Write out the listing below without alteration, omitting its pictures.

## begin DATA EXCERPT

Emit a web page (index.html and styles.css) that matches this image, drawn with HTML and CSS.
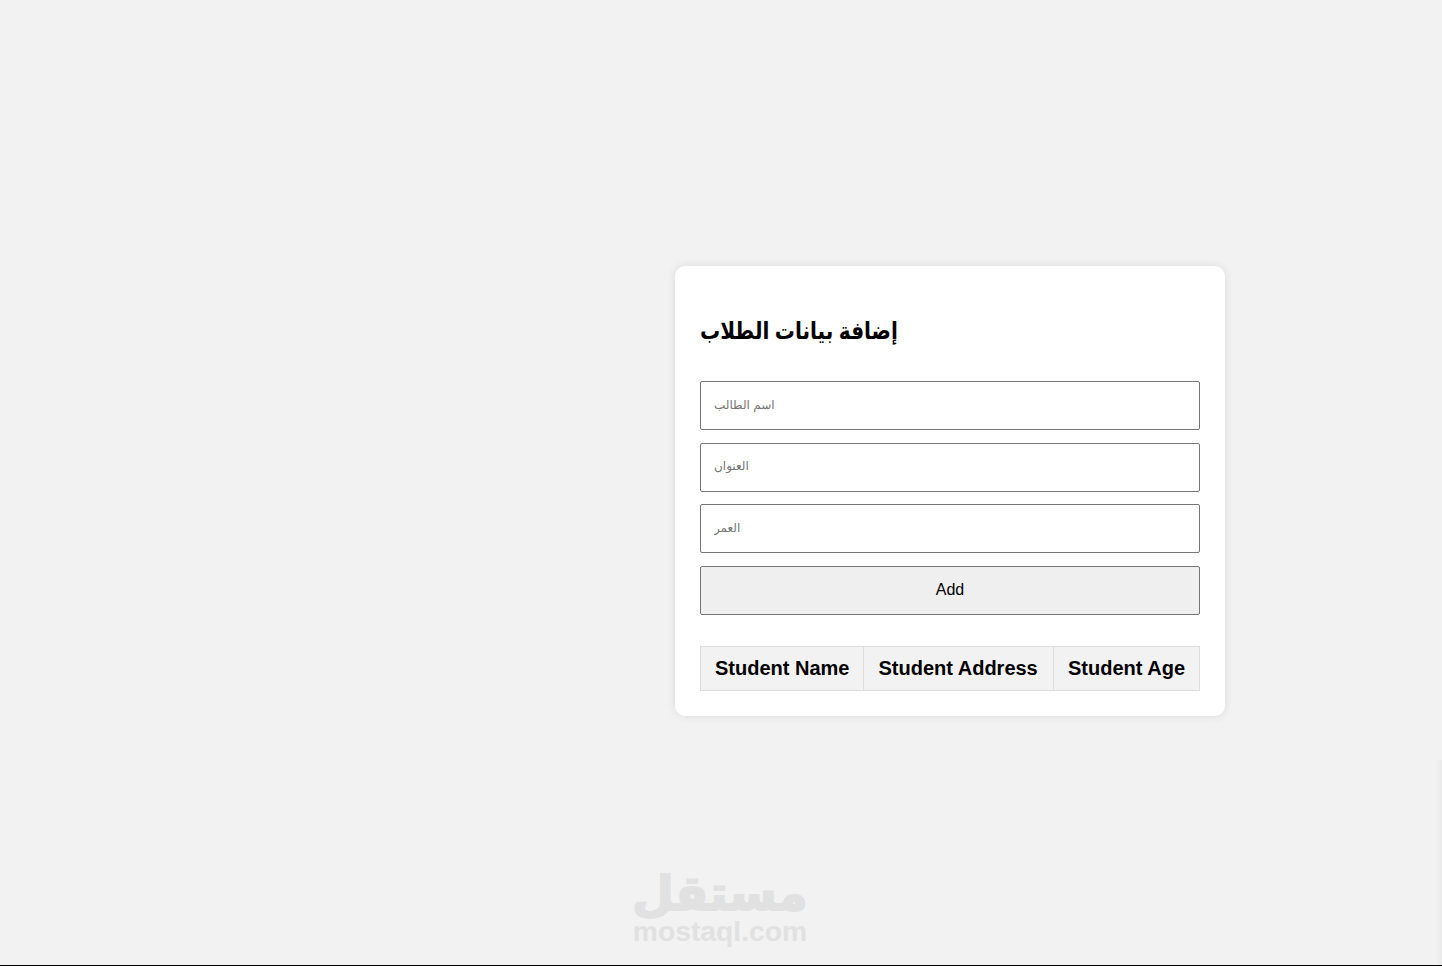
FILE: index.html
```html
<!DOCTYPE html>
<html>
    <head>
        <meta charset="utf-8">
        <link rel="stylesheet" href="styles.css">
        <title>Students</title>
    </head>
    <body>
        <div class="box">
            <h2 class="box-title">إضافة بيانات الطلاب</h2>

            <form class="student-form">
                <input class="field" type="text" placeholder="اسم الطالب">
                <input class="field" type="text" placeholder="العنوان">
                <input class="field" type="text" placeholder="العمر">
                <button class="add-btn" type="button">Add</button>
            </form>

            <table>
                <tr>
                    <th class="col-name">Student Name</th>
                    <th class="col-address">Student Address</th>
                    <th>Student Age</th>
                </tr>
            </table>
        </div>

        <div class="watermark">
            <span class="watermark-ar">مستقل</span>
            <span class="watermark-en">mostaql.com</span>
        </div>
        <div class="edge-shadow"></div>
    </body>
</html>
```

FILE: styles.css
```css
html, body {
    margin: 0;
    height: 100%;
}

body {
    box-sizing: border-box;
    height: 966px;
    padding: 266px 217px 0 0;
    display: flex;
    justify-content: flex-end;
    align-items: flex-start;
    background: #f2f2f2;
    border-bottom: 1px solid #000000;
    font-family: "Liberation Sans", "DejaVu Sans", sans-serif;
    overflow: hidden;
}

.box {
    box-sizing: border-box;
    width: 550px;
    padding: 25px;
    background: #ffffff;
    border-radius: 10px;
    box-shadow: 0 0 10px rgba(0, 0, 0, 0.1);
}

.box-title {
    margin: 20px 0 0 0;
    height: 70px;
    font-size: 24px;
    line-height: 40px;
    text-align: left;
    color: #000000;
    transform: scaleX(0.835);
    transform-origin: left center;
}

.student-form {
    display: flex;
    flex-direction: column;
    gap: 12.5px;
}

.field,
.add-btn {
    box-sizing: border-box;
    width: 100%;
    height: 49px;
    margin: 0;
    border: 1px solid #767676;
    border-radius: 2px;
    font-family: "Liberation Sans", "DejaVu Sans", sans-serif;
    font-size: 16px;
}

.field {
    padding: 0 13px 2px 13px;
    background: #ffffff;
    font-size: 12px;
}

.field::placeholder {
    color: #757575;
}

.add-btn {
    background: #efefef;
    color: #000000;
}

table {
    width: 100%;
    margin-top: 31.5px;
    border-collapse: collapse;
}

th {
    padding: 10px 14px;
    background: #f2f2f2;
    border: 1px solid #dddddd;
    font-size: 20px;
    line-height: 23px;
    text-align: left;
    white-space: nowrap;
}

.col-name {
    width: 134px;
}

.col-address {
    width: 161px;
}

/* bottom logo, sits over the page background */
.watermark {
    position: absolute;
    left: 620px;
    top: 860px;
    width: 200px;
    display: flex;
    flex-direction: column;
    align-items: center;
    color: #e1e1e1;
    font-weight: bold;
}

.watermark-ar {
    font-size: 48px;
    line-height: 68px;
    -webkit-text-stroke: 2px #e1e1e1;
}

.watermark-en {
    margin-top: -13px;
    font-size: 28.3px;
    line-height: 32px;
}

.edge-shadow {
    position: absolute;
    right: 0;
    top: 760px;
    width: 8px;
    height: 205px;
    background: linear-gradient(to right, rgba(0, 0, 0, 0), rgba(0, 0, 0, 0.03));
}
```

## end DATA EXCERPT

= RESULT BELOW =
Emit a web page (index.html and styles.css) that matches this image, drawn with HTML and CSS.
FILE: index.html
```html
<!DOCTYPE html>
<html>
    <head>
        <meta charset="utf-8">
        <link rel="stylesheet" href="styles.css">
        <title>Students</title>
    </head>
    <body>
        <div class="box">
            <h2 class="box-title">إضافة بيانات الطلاب</h2>

            <form class="student-form">
                <input class="field" type="text" placeholder="اسم الطالب">
                <input class="field" type="text" placeholder="العنوان">
                <input class="field" type="text" placeholder="العمر">
                <button class="add-btn" type="button">Add</button>
            </form>

            <table>
                <tr>
                    <th class="col-name">Student Name</th>
                    <th class="col-address">Student Address</th>
                    <th>Student Age</th>
                </tr>
            </table>
        </div>

        <div class="watermark">
            <span class="watermark-ar">مستقل</span>
            <span class="watermark-en">mostaql.com</span>
        </div>
        <div class="edge-shadow"></div>
    </body>
</html>
```

FILE: styles.css
```css
html, body {
    margin: 0;
    height: 100%;
}

body {
    box-sizing: border-box;
    height: 966px;
    padding: 266px 217px 0 0;
    display: flex;
    justify-content: flex-end;
    align-items: flex-start;
    background: #f2f2f2;
    border-bottom: 1px solid #000000;
    font-family: "Liberation Sans", "DejaVu Sans", sans-serif;
    overflow: hidden;
}

.box {
    box-sizing: border-box;
    width: 550px;
    padding: 25px;
    background: #ffffff;
    border-radius: 10px;
    box-shadow: 0 0 10px rgba(0, 0, 0, 0.1);
}

.box-title {
    margin: 20px 0 0 0;
    height: 70px;
    font-size: 24px;
    line-height: 40px;
    text-align: left;
    color: #000000;
    transform: scaleX(0.835);
    transform-origin: left center;
}

.student-form {
    display: flex;
    flex-direction: column;
    gap: 12.5px;
}

.field,
.add-btn {
    box-sizing: border-box;
    width: 100%;
    height: 49px;
    margin: 0;
    border: 1px solid #767676;
    border-radius: 2px;
    font-family: "Liberation Sans", "DejaVu Sans", sans-serif;
    font-size: 16px;
}

.field {
    padding: 0 13px 2px 13px;
    background: #ffffff;
    font-size: 12px;
}

.field::placeholder {
    color: #757575;
}

.add-btn {
    background: #efefef;
    color: #000000;
}

table {
    width: 100%;
    margin-top: 31.5px;
    border-collapse: collapse;
}

th {
    padding: 10px 14px;
    background: #f2f2f2;
    border: 1px solid #dddddd;
    font-size: 20px;
    line-height: 23px;
    text-align: left;
    white-space: nowrap;
}

.col-name {
    width: 134px;
}

.col-address {
    width: 161px;
}

/* bottom logo, sits over the page background */
.watermark {
    position: absolute;
    left: 620px;
    top: 860px;
    width: 200px;
    display: flex;
    flex-direction: column;
    align-items: center;
    color: #e1e1e1;
    font-weight: bold;
}

.watermark-ar {
    font-size: 48px;
    line-height: 68px;
    -webkit-text-stroke: 2px #e1e1e1;
}

.watermark-en {
    margin-top: -13px;
    font-size: 28.3px;
    line-height: 32px;
}

.edge-shadow {
    position: absolute;
    right: 0;
    top: 760px;
    width: 8px;
    height: 205px;
    background: linear-gradient(to right, rgba(0, 0, 0, 0), rgba(0, 0, 0, 0.03));
}
```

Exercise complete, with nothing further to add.